Things with Titles Like This:

What to Do with the Last Spoonfuls in Your Honey Jar: Is it really this hard to figure it out?  Use up the last of the jar, open up a new one, and add it to the rest of the other to get the quality you need.   Why torture yourself by making this difficult by finding obscure ways to use it that only call for small amounts?

Something Saturdays:  What the hell does this mean?  I’ve been avoiding them because the headline tells me nothing.  I clicked on one while writing this bullet item, read it, and guess what? I still don’t know what it’s supposed to be about after reading it.  I think it was just a rehash of the drivel-of-the-week.  This happens each week too.  Why?

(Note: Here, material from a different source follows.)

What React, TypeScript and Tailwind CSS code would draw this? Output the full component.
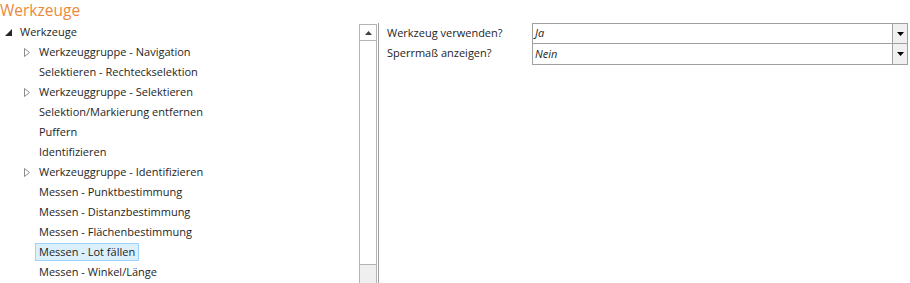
import React from "react";

type TreeItem = { label: string; group?: boolean; selected?: boolean };

const items: TreeItem[] = [
  { label: "Werkzeuggruppe - Navigation", group: true },
  { label: "Selektieren - Rechteckselektion" },
  { label: "Werkzeuggruppe - Selektieren", group: true },
  { label: "Selektion/Markierung entfernen" },
  { label: "Puffern" },
  { label: "Identifizieren" },
  { label: "Werkzeuggruppe - Identifizieren", group: true },
  { label: "Messen - Punktbestimmung" },
  { label: "Messen - Distanzbestimmung" },
  { label: "Messen - Flächenbestimmung" },
  { label: "Messen - Lot fällen", selected: true },
  { label: "Messen - Winkel/Länge" },
];

const settings = [
  { label: "Werkzeug verwenden?", value: "Ja" },
  { label: "Sperrmaß anzeigen?", value: "Nein" },
];

const font = { fontFamily: '"Open Sans", "Noto Sans", sans-serif' };

const Combo = ({ value, first }: { value: string; first?: boolean }) => (
  <div
    className={`flex h-[21px] border-x border-b border-[#a0a0a0] ${first ? "border-t" : ""}`}
  >
    <div className="flex-1 flex items-center pl-[2px] text-[11px] italic text-[#1e1e1e]">{value}</div>
    <div className="w-[15px] bg-[#f0f0f0] border-l border-[#a0a0a0] flex items-center justify-center">
      <svg width="7" height="4" viewBox="0 0 7 4">
        <path d="M0 0h7L3.5 4z" fill="#000" />
      </svg>
    </div>
  </div>
);

export default function App() {
  return (
    <div className="w-[910px] h-[283px] bg-white overflow-hidden" style={font}>
      <div className="h-[22px] text-[15.5px] leading-[21px] text-[#eb8a3c]">Werkzeuge</div>
      <div className="flex h-[261px]">
        {/* tree */}
        <div className="w-[359px] text-[11px] text-[#1e1e1e]">
          <div className="h-[20px] flex items-center">
            <svg className="ml-[5px] mr-[8px]" width="7" height="7" viewBox="0 0 7 7">
              <path d="M7 0V7H0z" fill="#262626" />
            </svg>
            <span>Werkzeuge</span>
          </div>
          {items.map((it) => (
            <div key={it.label} className="h-[20px] flex items-center">
              <div className="w-[36px] flex justify-end pr-[6px]">
                {it.group && (
                  <svg width="6" height="9" viewBox="0 0 6 9">
                    <path d="M0.5 0.5V8.5L5.5 4.5z" fill="none" stroke="#8c8c8c" strokeWidth="1" />
                  </svg>
                )}
              </div>
              <span
                className={
                  it.selected
                    ? "h-[18px] flex items-center px-[3px] -ml-[1px] bg-[#dcf0fc] border border-[#99d1ff]"
                    : "px-[3px]"
                }
              >
                {it.label}
              </span>
            </div>
          ))}
        </div>
        {/* scrollbar */}
        <div className="w-[18px] mt-[2px] flex flex-col border-l border-r border-t border-[#b4b4b4]">
          <div className="h-[16px] flex items-center justify-center border-b border-[#b4b4b4]">
            <svg width="7" height="4" viewBox="0 0 7 4">
              <path d="M0 4h7L3.5 0z" fill="#404040" />
            </svg>
          </div>
          <div className="h-[224px] border-b border-[#b4b4b4] bg-white" />
          <div className="flex-1 bg-[#efefef]" />
        </div>
        <div className="w-[1px] mt-[1px] ml-[1px] bg-[#a0a0a0]" />
        {/* settings */}
        <div className="flex-1 pt-[1px] flex">
          <div className="w-[153px] pl-[8px] text-[11px] text-[#1e1e1e]">
            {settings.map((s) => (
              <div key={s.label} className="h-[20px] flex items-center">
                {s.label}
              </div>
            ))}
          </div>
          <div className="w-[376px]">
            {settings.map((s, i) => (
              <Combo key={s.label} value={s.value} first={i === 0} />
            ))}
          </div>
        </div>
      </div>
    </div>
  );
}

Spaghetti with Crab in Champagne Lemon Cream Sauce:  Why?  Just why?  Crab is sacred, don’t mess it up!

Honey, Rosemary, Walnut, & Bijou Grilled Cheese:  Huh?  Interesting flavor mix, but a bit convoluted. I still don’t know what “Bijou” is after reading half of the blog entry and wading through WAY TO MANY over-sized pictures that offer no explanations for each.  Pictures should ENHANCE content on a blog, not BE the content unless you’re on Instagram.  BTW, I think Bijou is a cheese, but it took too long to figure that out and made me mad in the process.

Spiced Persimmon & Creme Fraiche Custard Tart:  Benefit:Effort ratio very low here.  Same blog as before, again touting a creamery that 99.9% of people won’t have access to for ingredients.

Sponsored Posts:  This may just be a personal pet peeve, but multiple consecutive “Sponsored” posts for ingredients that a blogger probably wouldn’t normally cook with or buy, let alone promote without compensation.  And it’s stuff we probably shouldn’t be eating.  This stinks of desperation for cash flow.  Not that they shouldn’t earn it, but do something original rather than promote a manufacturing food culture that needs to die!  Sponsored posts are OK in isolation, but the bloggers should consider whether using these free items conflicts with their stated purposes.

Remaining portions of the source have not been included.